The topic for today will be trash. I have never been anywhere where they take it so seriously. Taiwan has the stated goal of being trash free by 2008. That means everything will be recyclable.

We have trash pickup every night. Ostensibly this keeps the rodent population down. The garbage truck plays a tune like the Good Humor man and everyone runs down to the designated corner to wait for the truck. The truck slows down (no, not stops) and everyone rushes up and throws their trash into the back while it is rolling. This stuff was previously defined to me as "wet trash". That seemed easy enough to differentiate from the recyclables that we already know: glass, cans, newspapers. Not true! Paper that has been used is not recyclable, some plastic bags are, some are not. If your guess wrong, the garbage man will refuse your trash. They can even fine you!

Two days each week (and every neighborhood know which ones they have) a second truck follows the first. This is the recycling truck. So, first you run to the garbage truck, throw your stuff in, then run back to the second truck and hand that bag up. It doesn't stop moving either but you can't toss it since there is probably glass in the bag. This becomes quite the neighborhood event. I've met lots of people this way, mostly because we have crashed into each other trying to get to the truck before it goes away.

We have lunch at school -- buffet style. Food isn't bad and it's very cheap. Everyone brings their own bowl, chopsticks and some sort of dish.
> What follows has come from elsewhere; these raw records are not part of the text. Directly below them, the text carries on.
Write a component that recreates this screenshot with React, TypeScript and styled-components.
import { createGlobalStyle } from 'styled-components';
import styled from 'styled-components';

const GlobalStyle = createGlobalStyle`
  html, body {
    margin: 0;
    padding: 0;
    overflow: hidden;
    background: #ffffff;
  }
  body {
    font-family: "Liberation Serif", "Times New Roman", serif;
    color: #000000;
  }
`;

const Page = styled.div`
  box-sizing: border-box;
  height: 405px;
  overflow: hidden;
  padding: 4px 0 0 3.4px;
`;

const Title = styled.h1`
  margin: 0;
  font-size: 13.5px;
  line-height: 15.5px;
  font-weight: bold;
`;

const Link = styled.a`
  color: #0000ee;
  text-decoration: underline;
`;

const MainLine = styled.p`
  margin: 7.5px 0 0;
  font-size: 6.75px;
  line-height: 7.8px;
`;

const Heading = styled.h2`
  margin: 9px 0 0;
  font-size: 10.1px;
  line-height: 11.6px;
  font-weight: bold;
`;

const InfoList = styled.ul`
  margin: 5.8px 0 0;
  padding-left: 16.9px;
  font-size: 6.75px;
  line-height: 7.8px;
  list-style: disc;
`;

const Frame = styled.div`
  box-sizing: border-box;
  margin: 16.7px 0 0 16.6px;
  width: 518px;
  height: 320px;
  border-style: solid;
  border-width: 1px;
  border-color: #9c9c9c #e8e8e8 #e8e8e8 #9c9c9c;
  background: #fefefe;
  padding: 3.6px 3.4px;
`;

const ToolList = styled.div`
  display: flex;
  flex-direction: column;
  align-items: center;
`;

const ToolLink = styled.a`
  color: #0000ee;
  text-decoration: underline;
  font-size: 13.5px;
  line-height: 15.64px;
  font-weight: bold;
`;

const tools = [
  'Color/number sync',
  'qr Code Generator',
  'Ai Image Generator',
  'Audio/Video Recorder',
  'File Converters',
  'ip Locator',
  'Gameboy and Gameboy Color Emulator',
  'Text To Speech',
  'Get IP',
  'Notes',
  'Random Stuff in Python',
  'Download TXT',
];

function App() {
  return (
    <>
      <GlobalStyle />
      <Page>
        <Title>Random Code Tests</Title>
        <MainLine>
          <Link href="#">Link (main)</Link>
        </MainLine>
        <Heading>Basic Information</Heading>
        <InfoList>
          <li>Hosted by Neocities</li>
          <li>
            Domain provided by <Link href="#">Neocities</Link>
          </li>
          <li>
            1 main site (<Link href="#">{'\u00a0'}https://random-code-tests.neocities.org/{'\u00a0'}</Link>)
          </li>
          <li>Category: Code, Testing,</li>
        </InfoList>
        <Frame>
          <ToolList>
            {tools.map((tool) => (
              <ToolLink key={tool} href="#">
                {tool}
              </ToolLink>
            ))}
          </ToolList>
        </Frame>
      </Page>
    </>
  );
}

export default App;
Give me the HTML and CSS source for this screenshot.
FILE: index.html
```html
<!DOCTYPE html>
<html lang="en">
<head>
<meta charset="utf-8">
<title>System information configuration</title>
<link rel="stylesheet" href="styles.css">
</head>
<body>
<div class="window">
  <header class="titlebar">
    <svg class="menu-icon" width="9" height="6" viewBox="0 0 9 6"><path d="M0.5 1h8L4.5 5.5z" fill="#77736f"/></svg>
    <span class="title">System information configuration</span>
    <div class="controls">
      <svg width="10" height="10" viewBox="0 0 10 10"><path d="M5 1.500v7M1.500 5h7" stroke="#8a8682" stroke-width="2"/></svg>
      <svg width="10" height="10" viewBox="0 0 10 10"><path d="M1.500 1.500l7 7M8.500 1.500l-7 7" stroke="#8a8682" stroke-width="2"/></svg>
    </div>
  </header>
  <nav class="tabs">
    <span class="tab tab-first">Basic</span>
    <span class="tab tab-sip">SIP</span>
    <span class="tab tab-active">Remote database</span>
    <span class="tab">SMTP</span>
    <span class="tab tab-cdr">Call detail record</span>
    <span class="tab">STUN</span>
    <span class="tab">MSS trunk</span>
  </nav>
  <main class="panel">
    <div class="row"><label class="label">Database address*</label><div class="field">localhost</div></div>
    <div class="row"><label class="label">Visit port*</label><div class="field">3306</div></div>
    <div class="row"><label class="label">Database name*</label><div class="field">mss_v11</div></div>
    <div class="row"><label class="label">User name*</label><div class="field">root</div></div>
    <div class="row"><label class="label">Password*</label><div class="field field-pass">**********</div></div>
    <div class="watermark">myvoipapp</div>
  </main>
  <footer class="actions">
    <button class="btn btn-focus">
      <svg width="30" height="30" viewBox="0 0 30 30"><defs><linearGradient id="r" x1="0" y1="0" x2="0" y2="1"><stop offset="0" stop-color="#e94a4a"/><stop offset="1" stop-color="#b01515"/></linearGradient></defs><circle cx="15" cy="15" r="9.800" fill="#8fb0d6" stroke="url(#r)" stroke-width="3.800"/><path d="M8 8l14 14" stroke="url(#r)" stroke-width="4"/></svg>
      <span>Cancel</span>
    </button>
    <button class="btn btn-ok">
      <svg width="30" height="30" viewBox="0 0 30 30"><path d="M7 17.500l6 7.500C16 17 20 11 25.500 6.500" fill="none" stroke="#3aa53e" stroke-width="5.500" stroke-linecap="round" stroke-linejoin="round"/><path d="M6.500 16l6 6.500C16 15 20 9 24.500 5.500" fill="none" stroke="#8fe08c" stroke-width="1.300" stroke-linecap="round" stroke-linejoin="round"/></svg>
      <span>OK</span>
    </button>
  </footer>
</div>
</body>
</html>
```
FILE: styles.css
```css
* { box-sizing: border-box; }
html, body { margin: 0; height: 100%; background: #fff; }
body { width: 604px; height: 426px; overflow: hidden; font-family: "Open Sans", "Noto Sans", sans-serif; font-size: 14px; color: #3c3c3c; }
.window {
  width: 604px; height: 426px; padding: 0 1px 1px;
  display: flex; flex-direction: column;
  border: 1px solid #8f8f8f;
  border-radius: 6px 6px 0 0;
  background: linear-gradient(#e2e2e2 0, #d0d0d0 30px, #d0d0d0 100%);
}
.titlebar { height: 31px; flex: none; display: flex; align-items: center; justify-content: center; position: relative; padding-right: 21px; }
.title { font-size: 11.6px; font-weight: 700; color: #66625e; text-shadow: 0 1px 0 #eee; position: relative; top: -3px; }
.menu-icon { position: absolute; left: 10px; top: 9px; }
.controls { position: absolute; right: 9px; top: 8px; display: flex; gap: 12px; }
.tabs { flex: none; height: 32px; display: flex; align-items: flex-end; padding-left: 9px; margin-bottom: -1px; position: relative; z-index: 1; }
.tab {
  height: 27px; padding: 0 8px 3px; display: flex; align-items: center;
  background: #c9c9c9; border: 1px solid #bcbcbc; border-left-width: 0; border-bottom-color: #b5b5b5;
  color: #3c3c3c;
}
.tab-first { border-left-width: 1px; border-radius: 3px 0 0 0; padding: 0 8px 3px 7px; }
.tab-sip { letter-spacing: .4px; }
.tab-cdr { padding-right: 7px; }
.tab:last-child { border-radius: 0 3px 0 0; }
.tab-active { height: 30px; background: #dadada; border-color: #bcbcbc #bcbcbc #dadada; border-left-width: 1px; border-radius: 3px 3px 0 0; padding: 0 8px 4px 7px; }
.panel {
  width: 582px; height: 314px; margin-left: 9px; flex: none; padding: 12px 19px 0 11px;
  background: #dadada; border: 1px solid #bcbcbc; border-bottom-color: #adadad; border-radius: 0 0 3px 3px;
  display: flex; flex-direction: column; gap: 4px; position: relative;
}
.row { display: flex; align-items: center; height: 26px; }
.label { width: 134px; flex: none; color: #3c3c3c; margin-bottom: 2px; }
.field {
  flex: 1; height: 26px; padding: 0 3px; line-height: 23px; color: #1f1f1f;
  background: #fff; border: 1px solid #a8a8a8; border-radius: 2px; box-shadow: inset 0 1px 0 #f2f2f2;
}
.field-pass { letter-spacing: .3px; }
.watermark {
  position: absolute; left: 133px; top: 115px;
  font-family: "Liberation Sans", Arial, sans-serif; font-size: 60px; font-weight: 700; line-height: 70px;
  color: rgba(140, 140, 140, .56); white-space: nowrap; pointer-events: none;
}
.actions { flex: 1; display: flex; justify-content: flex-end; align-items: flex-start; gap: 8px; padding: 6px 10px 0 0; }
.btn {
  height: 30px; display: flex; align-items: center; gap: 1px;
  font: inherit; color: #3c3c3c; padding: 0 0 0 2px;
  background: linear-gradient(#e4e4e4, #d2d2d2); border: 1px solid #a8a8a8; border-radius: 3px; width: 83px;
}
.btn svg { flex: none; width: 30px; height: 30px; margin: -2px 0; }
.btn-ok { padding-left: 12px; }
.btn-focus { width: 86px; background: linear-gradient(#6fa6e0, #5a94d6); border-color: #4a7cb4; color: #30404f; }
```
When you are done, there are about 4 plastic disposal units. The first is for food (except bones), the second is for bones, the third is for napkins (used) and the fourth is for plastic if we have anything like pudding cups. It takes longer to dispose of your leavings than it does to eat! All of this is accomplished with much seriousness. They look at me oddly if I chuckle.

The food (without the bones) is sold to a neighboring farmer to be fed to animals. The bones go to a fertilizer plant where they are ground up and I have no idea where the paper and plastic go.

We are certainly doing our bit to make the 2008 goal.